- Cover to the Rick's Story collection (Aardvark-Vanaheim, 1998)
- Series: Cerebus
- Page count: 246 pages
- Publisher: Aardvark-Vanaheim

Creative team
- Writers: Dave Sim
- Artists: Dave Sim Gerhard

Original publication
- Published in: Cerebus
- Issues: 220–231
- Language: English
- ISBN: 978-0-919-35918-5

Chronology
- Preceded by: Guys (1997)
- Followed by: Going Home (2000 and 2001)

= Rick's Story =

Rick's Story is the eighth novel in Canadian cartoonist Dave Sim's Cerebus comic book series. It is made up of issues #220-231 of Cerebus. It was collected as Rick's Story in one volume in November 1998, and was the 12th collected "phonebook" volume.
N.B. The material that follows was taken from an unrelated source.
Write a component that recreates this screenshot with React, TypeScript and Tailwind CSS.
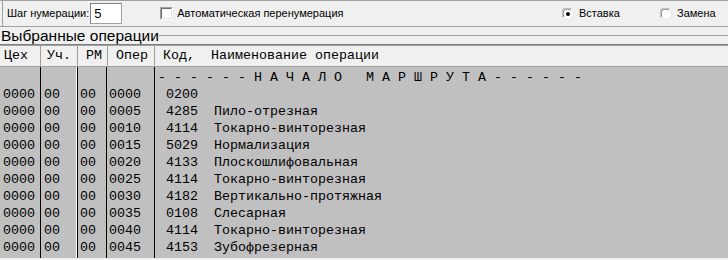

Rick, Jaka's ex-husband from Jaka's Story, unexpectedly shows up in the tavern that Cerebus has inhabited for the duration of Guys. Rick is writing a book about his relationship with Jaka. He looks up to Cerebus and constantly pesters him for advice. Cerebus feels like his babysitter and constantly tries to get Rick to leave, even try to get him married off to Joanne from Minds, who has also shown up. Rick has descended into religious madness, and starts telling the story of Cerebus as an angel/demon in faux-King James Bible-style English.

==Synopsis==
Picking up where Guys left off, Cerebus is confronted with a strangely familiar face. When he can't quite figure out who this character is, he's given a hint: "You once told me that you were in love with my wife."
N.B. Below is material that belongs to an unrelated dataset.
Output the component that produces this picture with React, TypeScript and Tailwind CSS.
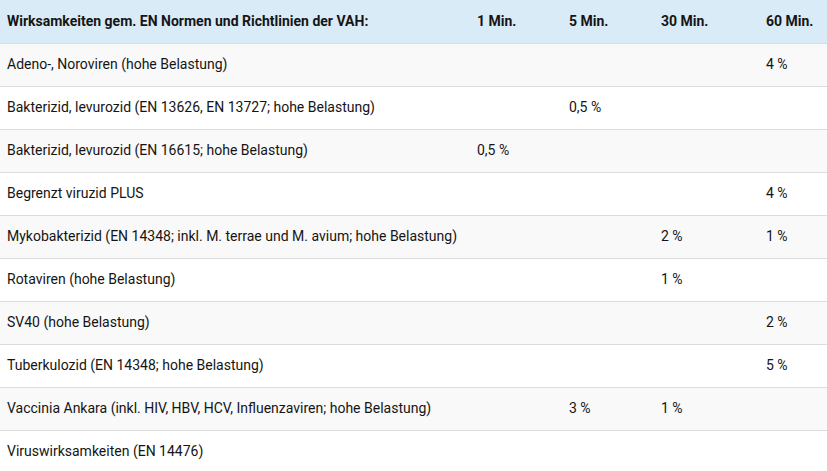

Rick is writing a book, entitled Rick's Story, about his breakup with Jaka. He was monogamous by nature, and it irrevocably changed him when his marriage with Jaka collapsed at the end of Jaka's Story. He has become an alcoholic, and the story he tells Cerebus of his life since last they met is convoluted and contradictory. He breaks down crying after being hit with a ball when playing Five Bar Gate. Cerebus resents becoming Rick's babysitter and desperately tries to get Rick to suck it up, be a man and get on with life, telling him to "Go on! Beat It! Scram!" which for Rick takes on the character of religious teaching. Following this, Rick begins a Cerebus-centred religion, in which Cerebus represents both god and the devil.
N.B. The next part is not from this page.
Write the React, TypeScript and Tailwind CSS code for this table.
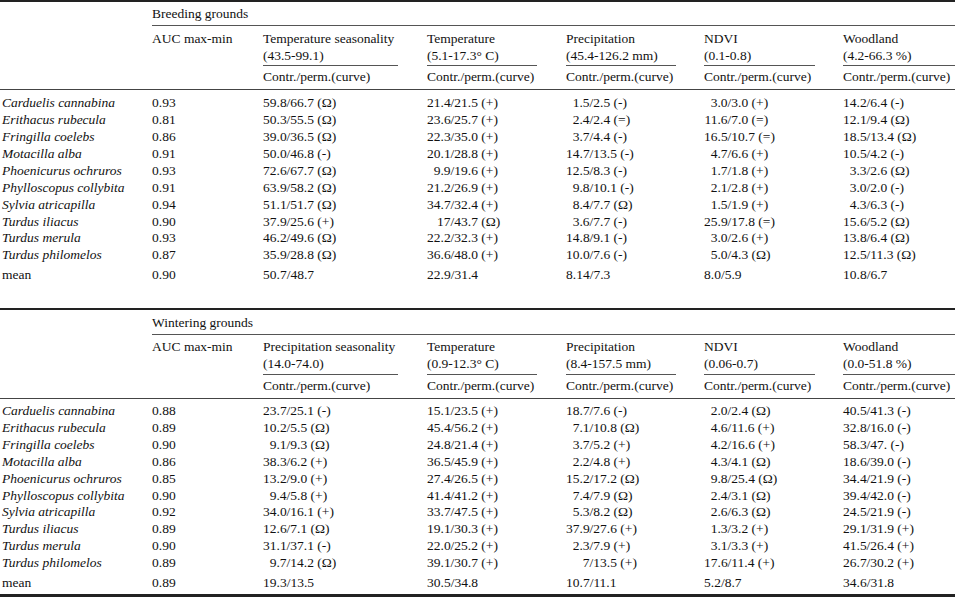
type Row = { sp: string; auc: string; cells: string[] };
type Section = {
  title: string;
  titleH: string;
  heads: [string, string][];
  rows: Row[];
  mean: Row;
  pad: string;
};

const colW = ['w-[164px]', 'w-[139px]', 'w-[138px]', 'w-[139px]', 'w-[112px]'];
const lineMr = ['mr-[29px]', 'mr-[29px]', 'mr-[28px]', 'mr-[28px]', 'mr-0'];

const r = (sp: string, auc: string, ...cells: string[]): Row => ({ sp, auc, cells });

const sections: Section[] = [
  {
    title: 'Breeding grounds',
    titleH: 'h-[24px]',
    heads: [
      ['Temperature seasonality', '(43.5-99.1)'],
      ['Temperature', '(5.1-17.3° C)'],
      ['Precipitation', '(45.4-126.2 mm)'],
      ['NDVI', '(0.1-0.8)'],
      ['Woodland', '(4.2-66.3 %)'],
    ],
    rows: [
      r('Carduelis cannabina', '0.93', '59.8/66.7 (Ω)', '21.4/21.5 (+)', '1.5/2.5 (-)', '3.0/3.0 (+)', '14.2/6.4 (-)'),
      r('Erithacus rubecula', '0.81', '50.3/55.5 (Ω)', '23.6/25.7 (+)', '2.4/2.4 (=)', '11.6/7.0 (=)', '12.1/9.4 (Ω)'),
      r('Fringilla coelebs', '0.86', '39.0/36.5 (Ω)', '22.3/35.0 (+)', '3.7/4.4 (-)', '16.5/10.7 (=)', '18.5/13.4 (Ω)'),
      r('Motacilla alba', '0.91', '50.0/46.8 (-)', '20.1/28.8 (+)', '14.7/13.5 (-)', '4.7/6.6 (+)', '10.5/4.2 (-)'),
      r('Phoenicurus ochruros', '0.93', '72.6/67.7 (Ω)', '9.9/19.6 (+)', '12.5/8.3 (-)', '1.7/1.8 (+)', '3.3/2.6 (Ω)'),
      r('Phylloscopus collybita', '0.91', '63.9/58.2 (Ω)', '21.2/26.9 (+)', '9.8/10.1 (-)', '2.1/2.8 (+)', '3.0/2.0 (-)'),
      r('Sylvia atricapilla', '0.94', '51.1/51.7 (Ω)', '34.7/32.4 (+)', '8.4/7.7 (Ω)', '1.5/1.9 (+)', '4.3/6.3 (-)'),
      r('Turdus iliacus', '0.90', '37.9/25.6 (+)', '17/43.7 (Ω)', '3.6/7.7 (-)', '25.9/17.8 (=)', '15.6/5.2 (Ω)'),
      r('Turdus merula', '0.93', '46.2/49.6 (Ω)', '22.2/32.3 (+)', '14.8/9.1 (-)', '3.0/2.6 (+)', '13.8/6.4 (Ω)'),
      r('Turdus philomelos', '0.87', '35.9/28.8 (Ω)', '36.6/48.0 (+)', '10.0/7.6 (-)', '5.0/4.3 (Ω)', '12.5/11.3 (Ω)'),
    ],
    mean: r('mean', '0.90', '50.7/48.7', '22.9/31.4', '8.14/7.3', '8.0/5.9', '10.8/6.7'),
    pad: 'pt-[5px] pb-[24px]',
  },
  {
    title: 'Wintering grounds',
    titleH: 'h-[25px]',
    heads: [
      ['Precipitation seasonality', '(14.0-74.0)'],
      ['Temperature', '(0.9-12.3° C)'],
      ['Precipitation', '(8.4-157.5 mm)'],
      ['NDVI', '(0.06-0.7)'],
      ['Woodland', '(0.0-51.8 %)'],
    ],
    rows: [
      r('Carduelis cannabina', '0.88', '23.7/25.1 (-)', '15.1/23.5 (+)', '18.7/7.6 (-)', '2.0/2.4 (Ω)', '40.5/41.3 (-)'),
      r('Erithacus rubecula', '0.89', '10.2/5.5 (Ω)', '45.4/56.2 (+)', '7.1/10.8 (Ω)', '4.6/11.6 (+)', '32.8/16.0 (-)'),
      r('Fringilla coelebs', '0.90', '9.1/9.3 (Ω)', '24.8/21.4 (+)', '3.7/5.2 (+)', '4.2/16.6 (+)', '58.3/47. (-)'),
      r('Motacilla alba', '0.86', '38.3/6.2 (+)', '36.5/45.9 (+)', '2.2/4.8 (+)', '4.3/4.1 (Ω)', '18.6/39.0 (-)'),
      r('Phoenicurus ochruros', '0.85', '13.2/9.0 (+)', '27.4/26.5 (+)', '15.2/17.2 (Ω)', '9.8/25.4 (Ω)', '34.4/21.9 (-)'),
      r('Phylloscopus collybita', '0.90', '9.4/5.8 (+)', '41.4/41.2 (+)', '7.4/7.9 (Ω)', '2.4/3.1 (Ω)', '39.4/42.0 (-)'),
      r('Sylvia atricapilla', '0.92', '34.0/16.1 (+)', '33.7/47.5 (+)', '5.3/8.2 (Ω)', '2.6/6.3 (Ω)', '24.5/21.9 (-)'),
      r('Turdus iliacus', '0.89', '12.6/7.1 (Ω)', '19.1/30.3 (+)', '37.9/27.6 (+)', '1.3/3.2 (+)', '29.1/31.9 (+)'),
      r('Turdus merula', '0.90', '31.1/37.1 (-)', '22.0/25.2 (+)', '2.3/7.9 (+)', '3.1/3.3 (+)', '41.5/26.4 (+)'),
      r('Turdus philomelos', '0.89', '9.7/14.2 (Ω)', '39.1/30.7 (+)', '7/13.5 (+)', '17.6/11.4 (+)', '26.7/30.2 (+)'),
    ],
    mean: r('mean', '0.89', '19.3/13.5', '30.5/34.8', '10.7/11.1', '5.2/8.7', '34.6/31.8'),
    pad: 'pt-[4px] pb-[2px]',
  },
];

// values line up on the slash, the mean row does not
const Value = ({ v, mean }: { v: string; mean?: boolean }) => {
  if (mean) return <span>{v}</span>;
  const i = v.indexOf('/');
  return (
    <>
      <span className="inline-block w-[23.6px] text-right">{v.slice(0, i)}</span>
      {v.slice(i)}
    </>
  );
};

const DataRow = ({ row, mean }: { row: Row; mean?: boolean }) => (
  <div className={`flex h-[16.9px] items-center whitespace-nowrap ${mean ? 'mt-[3px]' : ''}`}>
    <div className={`w-[152px] pl-[2px] ${mean ? '' : 'italic'}`}>{row.sp}</div>
    <div className="w-[111px]">{row.auc}</div>
    {row.cells.map((c, i) => (
      <div key={i} className={colW[i]}>
        <Value v={c} mean={mean} />
      </div>
    ))}
  </div>
);

const Block = ({ s, last }: { s: Section; last?: boolean }) => (
  <div className={`border-t-2 border-[#222] ${last ? 'border-b-[3px]' : ''}`}>
    <div className="flex">
      <div className="w-[152px]" />
      <div className={`flex flex-1 items-center border-b border-[#555] pt-[2px] ${s.titleH}`}>{s.title}</div>
    </div>
    <div className="flex border-b border-[#444]">
      <div className="w-[152px]" />
      <div className="w-[111px] pt-[3.5px] leading-[17px]">AUC max-min</div>
      {s.heads.map(([a, b], i) => (
        <div key={a + i} className={colW[i]}>
          <div className={`h-[40px] border-b border-[#555] pt-[3.5px] leading-[17px] ${lineMr[i]}`}>
            <div>{a}</div>
            <div>{b}</div>
          </div>
          <div className="flex h-[23px] items-center whitespace-nowrap">Contr./perm.(curve)</div>
        </div>
      ))}
    </div>
    <div className={s.pad}>
      {s.rows.map((row) => (
        <DataRow key={row.sp} row={row} />
      ))}
      <DataRow row={s.mean} mean />
    </div>
  </div>
);

export default function App() {
  return (
    <div className="w-[955px] h-[597px] overflow-hidden bg-white text-[13.5px] text-[#111] font-['Liberation_Serif',serif]">
      <Block s={sections[0]} />
      <Block s={sections[1]} last />
    </div>
  );
}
Rick reads out his version of the "Books of Genesis" in a style reminiscent of the King James Version of the Bible. He eventually descends into religious insanity, eventually leading to gory, drunken self-flagellation resulting in mortification.

Rick starts going out with Joanne, and Cerebus tries to convince him to leave with her. Eventually Rick leaves, but not before placing a spell on him and telling him to "go to hell", as Cerebus had told Joanne. He tells Cerebus they will see each other only one more time after that day.

Sim himself appears in the pub and talks with Cerebus, but Cerebus doesn't recognize who he is. Sim leaves Cerebus a package, which turns out to be Jaka's doll, Missy. Finally, Jaka arrives on the scene and tries to convince Cerebus to go with her to Sand Hills Creek, where Cerebus grew up. Cerebus must decide between Jaka and his male companions in the tavern. He decides on going with Jaka.

==Publication==
The story was collected in a single 246-page volume as Rick's Story in November 1998 after being serialized in issues #220-231 of Cerebus. It was the 12th "phonebook" volume. The first printing was a limited signed (by both Dave Sim and Gerhard) and numbered (out of 1000) edition. ISBN 0-919359-18-3 for that printing.

The covers of the issues displayed the current Rick's Story installment number on a bar-sign graphic which, after a turning point in the story, began to grow and engulf the cover, leaving a small bar-sign-shaped area for the actual cover drawing that shrunk every issue.

==Reception==
The book had little impact, and despite some memorable dialogue, one reader called it "the most forgettable of all the books so far", and found the faux-King James passages to be impenetrable, although at Jazz Bastards it was said to be "a chapter in the story of Cerebus that deserves a place with other respected graphic novels."